::: Collected material
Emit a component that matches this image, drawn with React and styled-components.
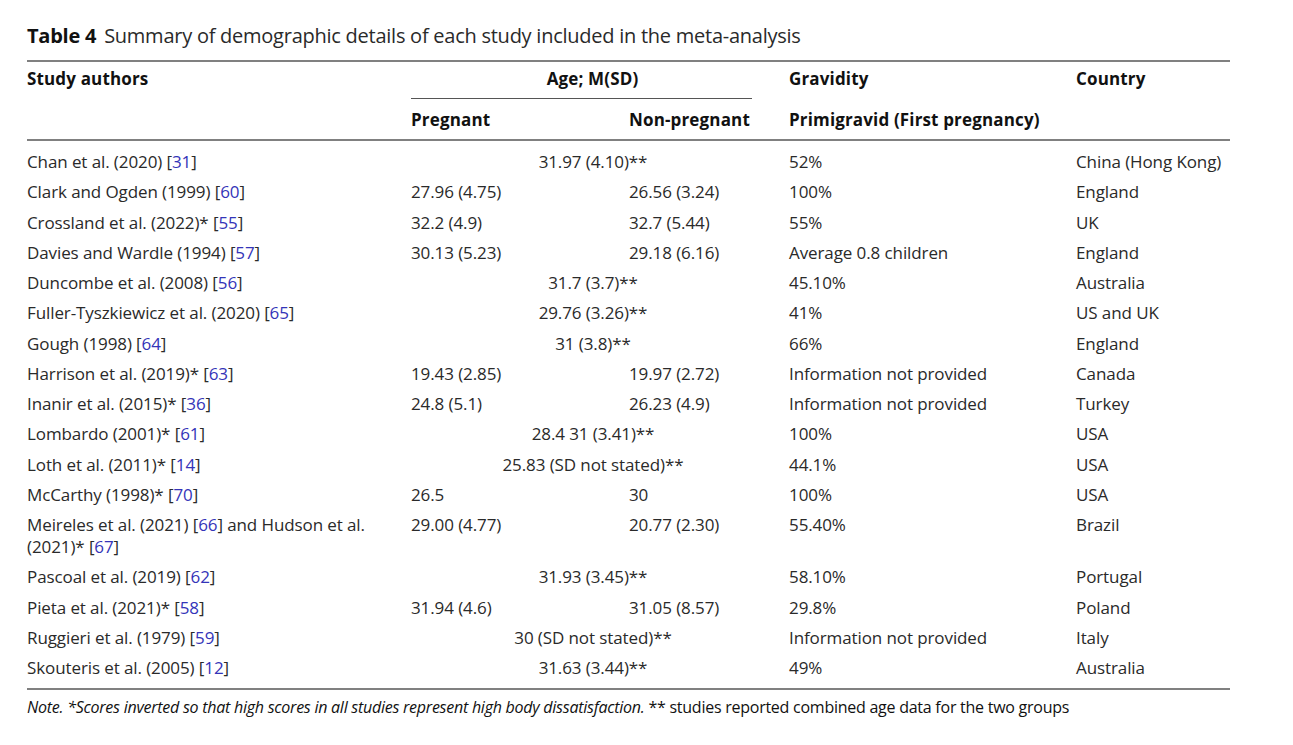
import React from "react";
import styled, { createGlobalStyle } from "styled-components";

const GlobalStyle = createGlobalStyle`
  body {
    margin: 0;
    background: #ffffff;
    font-family: "Open Sans", "Noto Sans", sans-serif;
    color: #222;
  }
`;

const rows = [
  { who: "Chan et al. (2020) ", ref: "31", all: "31.97 (4.10)**", grav: "52%", country: "China (Hong Kong)" },
  { who: "Clark and Ogden (1999) ", ref: "60", preg: "27.96 (4.75)", non: "26.56 (3.24)", grav: "100%", country: "England" },
  { who: "Crossland et al. (2022)* ", ref: "55", preg: "32.2 (4.9)", non: "32.7 (5.44)", grav: "55%", country: "UK" },
  { who: "Davies and Wardle (1994) ", ref: "57", preg: "30.13 (5.23)", non: "29.18 (6.16)", grav: "Average 0.8 children", country: "England" },
  { who: "Duncombe et al. (2008) ", ref: "56", all: "31.7 (3.7)**", grav: "45.10%", country: "Australia" },
  { who: "Fuller-Tyszkiewicz et al. (2020) ", ref: "65", all: "29.76 (3.26)**", grav: "41%", country: "US and UK" },
  { who: "Gough (1998) ", ref: "64", all: "31 (3.8)**", grav: "66%", country: "England" },
  { who: "Harrison et al. (2019)* ", ref: "63", preg: "19.43 (2.85)", non: "19.97 (2.72)", grav: "Information not provided", country: "Canada" },
  { who: "Inanir et al. (2015)* ", ref: "36", preg: "24.8 (5.1)", non: "26.23 (4.9)", grav: "Information not provided", country: "Turkey" },
  { who: "Lombardo (2001)* ", ref: "61", all: "28.4 31 (3.41)**", grav: "100%", country: "USA" },
  { who: "Loth et al. (2011)* ", ref: "14", all: "25.83 (SD not stated)**", grav: "44.1%", country: "USA" },
  { who: "McCarthy (1998)* ", ref: "70", preg: "26.5", non: "30", grav: "100%", country: "USA" },
  { who: "Meireles et al. (2021) ", ref: "66", extra: { who: " and Hudson et al. (2021)* ", ref: "67" }, preg: "29.00 (4.77)", non: "20.77 (2.30)", grav: "55.40%", country: "Brazil" },
  { who: "Pascoal et al. (2019) ", ref: "62", all: "31.93 (3.45)**", grav: "58.10%", country: "Portugal" },
  { who: "Pieta et al. (2021)* ", ref: "58", preg: "31.94 (4.6)", non: "31.05 (8.57)", grav: "29.8%", country: "Poland" },
  { who: "Ruggieri et al. (1979) ", ref: "59", all: "30 (SD not stated)**", grav: "Information not provided", country: "Italy" },
  { who: "Skouteris et al. (2005) ", ref: "12", all: "31.63 (3.44)**", grav: "49%", country: "Australia" },
];

export default function App() {
  return (
    <>
      <GlobalStyle />
      <Page>
        <Caption>
          <CaptionLabel>Table 4</CaptionLabel>Summary of demographic details of each study included in the meta-analysis
        </Caption>
        <Table>
          <colgroup>
            <col style={{ width: 384 }} />
            <col style={{ width: 218 }} />
            <col style={{ width: 160 }} />
            <col style={{ width: 287 }} />
            <col style={{ width: 154 }} />
          </colgroup>
          <thead>
            <HeadRow $top>
              <Th $top>Study authors</Th>
              <Th $top colSpan={2}>
                <SpanHead>Age; M(SD)</SpanHead>
              </Th>
              <Th $top>Gravidity</Th>
              <Th $top>Country</Th>
            </HeadRow>
            <HeadRow>
              <Th />
              <Th>Pregnant</Th>
              <Th $right>Non-pregnant</Th>
              <Th>Primigravid (First pregnancy)</Th>
              <Th />
            </HeadRow>
          </thead>
          <tbody>
            {rows.map((r, i) => (
              <Row key={i}>
                <Td $author>
                  {r.who}[<Ref>{r.ref}</Ref>]
                  {r.extra && (
                    <>
                      {r.extra.who}[<Ref>{r.extra.ref}</Ref>]
                    </>
                  )}
                </Td>
                {r.all ? (
                  <Td colSpan={2} $center>{r.all}</Td>
                ) : (
                  <>
                    <Td>{r.preg}</Td>
                    <Td>{r.non}</Td>
                  </>
                )}
                <Td>{r.grav}</Td>
                <Td>{r.country}</Td>
              </Row>
            ))}
          </tbody>
        </Table>
        <Note>
          <em>Note. *Scores inverted so that high scores in all studies represent high body dissatisfaction.</em> ** studies reported combined age data for the two groups
        </Note>
      </Page>
    </>
  );
}

const Page = styled.div`
  width: 1203px;
  padding: 22px 0 0 27px;
`;

const Caption = styled.div`
  font-size: 20px;
  line-height: 28px;
  color: #2a2a2a;
  padding-bottom: 10px;
  border-bottom: 2px solid #808080;
  letter-spacing: -0.25px;
`;

const CaptionLabel = styled.span`
  font-weight: 700;
  color: #111;
  margin-right: 8px;
`;

const Table = styled.table`
  width: 1203px;
  border-collapse: collapse;
  table-layout: fixed;
  font-size: 17px;
  letter-spacing: -0.1px;
`;

const HeadRow = styled.tr`
  height: ${(p) => (p.$top ? "38px" : "40px")};
  border-bottom: ${(p) => (p.$top ? "none" : "2px solid #808080")};
`;

const Th = styled.th`
  padding: ${(p) => (p.$right ? "0 37px 0 0" : p.$top ? "5px 0 0 0" : "0")};
  text-align: left;
  font-weight: 700;
  color: #111;
  vertical-align: ${(p) => (p.$top ? "top" : "middle")};
  white-space: nowrap;
  letter-spacing: 0.15px;
`;

const SpanHead = styled.div`
  margin-right: 37px;
  padding: 0 0 8px 22px;
  border-bottom: 1.5px solid #555;
  text-align: center;
`;

const Row = styled.tr`
  &:first-child td {
    padding-top: 10px;
  }
  &:last-child td {
    padding-bottom: 9px;
  }
  &:last-child {
    border-bottom: 2px solid #808080;
  }
`;

const Td = styled.td`
  padding: 4.125px 0;
  padding-right: ${(p) => (p.$author ? "40px" : p.$center ? "14px" : "0")};
  line-height: 22px;
  vertical-align: top;
  text-align: ${(p) => (p.$center ? "center" : "left")};
  color: #2a2a2a;
  white-space: ${(p) => (p.$author ? "normal" : "nowrap")};
`;

const Ref = styled.span`
  color: #3434b8;
`;

const Note = styled.div`
  font-size: 16px;
  line-height: 22px;
  padding-top: 6px;
  color: #111;
  letter-spacing: -0.25px;
`;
::::::
# Task to complete:
Transcribe all of the material exactly, leaving out whatever pictures it contains.

# Problem solution:
Emit a component that matches this image, drawn with React and styled-components.
import React from "react";
import styled, { createGlobalStyle } from "styled-components";

const GlobalStyle = createGlobalStyle`
  body {
    margin: 0;
    background: #ffffff;
    font-family: "Open Sans", "Noto Sans", sans-serif;
    color: #222;
  }
`;

const rows = [
  { who: "Chan et al. (2020) ", ref: "31", all: "31.97 (4.10)**", grav: "52%", country: "China (Hong Kong)" },
  { who: "Clark and Ogden (1999) ", ref: "60", preg: "27.96 (4.75)", non: "26.56 (3.24)", grav: "100%", country: "England" },
  { who: "Crossland et al. (2022)* ", ref: "55", preg: "32.2 (4.9)", non: "32.7 (5.44)", grav: "55%", country: "UK" },
  { who: "Davies and Wardle (1994) ", ref: "57", preg: "30.13 (5.23)", non: "29.18 (6.16)", grav: "Average 0.8 children", country: "England" },
  { who: "Duncombe et al. (2008) ", ref: "56", all: "31.7 (3.7)**", grav: "45.10%", country: "Australia" },
  { who: "Fuller-Tyszkiewicz et al. (2020) ", ref: "65", all: "29.76 (3.26)**", grav: "41%", country: "US and UK" },
  { who: "Gough (1998) ", ref: "64", all: "31 (3.8)**", grav: "66%", country: "England" },
  { who: "Harrison et al. (2019)* ", ref: "63", preg: "19.43 (2.85)", non: "19.97 (2.72)", grav: "Information not provided", country: "Canada" },
  { who: "Inanir et al. (2015)* ", ref: "36", preg: "24.8 (5.1)", non: "26.23 (4.9)", grav: "Information not provided", country: "Turkey" },
  { who: "Lombardo (2001)* ", ref: "61", all: "28.4 31 (3.41)**", grav: "100%", country: "USA" },
  { who: "Loth et al. (2011)* ", ref: "14", all: "25.83 (SD not stated)**", grav: "44.1%", country: "USA" },
  { who: "McCarthy (1998)* ", ref: "70", preg: "26.5", non: "30", grav: "100%", country: "USA" },
  { who: "Meireles et al. (2021) ", ref: "66", extra: { who: " and Hudson et al. (2021)* ", ref: "67" }, preg: "29.00 (4.77)", non: "20.77 (2.30)", grav: "55.40%", country: "Brazil" },
  { who: "Pascoal et al. (2019) ", ref: "62", all: "31.93 (3.45)**", grav: "58.10%", country: "Portugal" },
  { who: "Pieta et al. (2021)* ", ref: "58", preg: "31.94 (4.6)", non: "31.05 (8.57)", grav: "29.8%", country: "Poland" },
  { who: "Ruggieri et al. (1979) ", ref: "59", all: "30 (SD not stated)**", grav: "Information not provided", country: "Italy" },
  { who: "Skouteris et al. (2005) ", ref: "12", all: "31.63 (3.44)**", grav: "49%", country: "Australia" },
];

export default function App() {
  return (
    <>
      <GlobalStyle />
      <Page>
        <Caption>
          <CaptionLabel>Table 4</CaptionLabel>Summary of demographic details of each study included in the meta-analysis
        </Caption>
        <Table>
          <colgroup>
            <col style={{ width: 384 }} />
            <col style={{ width: 218 }} />
            <col style={{ width: 160 }} />
            <col style={{ width: 287 }} />
            <col style={{ width: 154 }} />
          </colgroup>
          <thead>
            <HeadRow $top>
              <Th $top>Study authors</Th>
              <Th $top colSpan={2}>
                <SpanHead>Age; M(SD)</SpanHead>
              </Th>
              <Th $top>Gravidity</Th>
              <Th $top>Country</Th>
            </HeadRow>
            <HeadRow>
              <Th />
              <Th>Pregnant</Th>
              <Th $right>Non-pregnant</Th>
              <Th>Primigravid (First pregnancy)</Th>
              <Th />
            </HeadRow>
          </thead>
          <tbody>
            {rows.map((r, i) => (
              <Row key={i}>
                <Td $author>
                  {r.who}[<Ref>{r.ref}</Ref>]
                  {r.extra && (
                    <>
                      {r.extra.who}[<Ref>{r.extra.ref}</Ref>]
                    </>
                  )}
                </Td>
                {r.all ? (
                  <Td colSpan={2} $center>{r.all}</Td>
                ) : (
                  <>
                    <Td>{r.preg}</Td>
                    <Td>{r.non}</Td>
                  </>
                )}
                <Td>{r.grav}</Td>
                <Td>{r.country}</Td>
              </Row>
            ))}
          </tbody>
        </Table>
        <Note>
          <em>Note. *Scores inverted so that high scores in all studies represent high body dissatisfaction.</em> ** studies reported combined age data for the two groups
        </Note>
      </Page>
    </>
  );
}

const Page = styled.div`
  width: 1203px;
  padding: 22px 0 0 27px;
`;

const Caption = styled.div`
  font-size: 20px;
  line-height: 28px;
  color: #2a2a2a;
  padding-bottom: 10px;
  border-bottom: 2px solid #808080;
  letter-spacing: -0.25px;
`;

const CaptionLabel = styled.span`
  font-weight: 700;
  color: #111;
  margin-right: 8px;
`;

const Table = styled.table`
  width: 1203px;
  border-collapse: collapse;
  table-layout: fixed;
  font-size: 17px;
  letter-spacing: -0.1px;
`;

const HeadRow = styled.tr`
  height: ${(p) => (p.$top ? "38px" : "40px")};
  border-bottom: ${(p) => (p.$top ? "none" : "2px solid #808080")};
`;

const Th = styled.th`
  padding: ${(p) => (p.$right ? "0 37px 0 0" : p.$top ? "5px 0 0 0" : "0")};
  text-align: left;
  font-weight: 700;
  color: #111;
  vertical-align: ${(p) => (p.$top ? "top" : "middle")};
  white-space: nowrap;
  letter-spacing: 0.15px;
`;

const SpanHead = styled.div`
  margin-right: 37px;
  padding: 0 0 8px 22px;
  border-bottom: 1.5px solid #555;
  text-align: center;
`;

const Row = styled.tr`
  &:first-child td {
    padding-top: 10px;
  }
  &:last-child td {
    padding-bottom: 9px;
  }
  &:last-child {
    border-bottom: 2px solid #808080;
  }
`;

const Td = styled.td`
  padding: 4.125px 0;
  padding-right: ${(p) => (p.$author ? "40px" : p.$center ? "14px" : "0")};
  line-height: 22px;
  vertical-align: top;
  text-align: ${(p) => (p.$center ? "center" : "left")};
  color: #2a2a2a;
  white-space: ${(p) => (p.$author ? "normal" : "nowrap")};
`;

const Ref = styled.span`
  color: #3434b8;
`;

const Note = styled.div`
  font-size: 16px;
  line-height: 22px;
  padding-top: 6px;
  color: #111;
  letter-spacing: -0.25px;
`;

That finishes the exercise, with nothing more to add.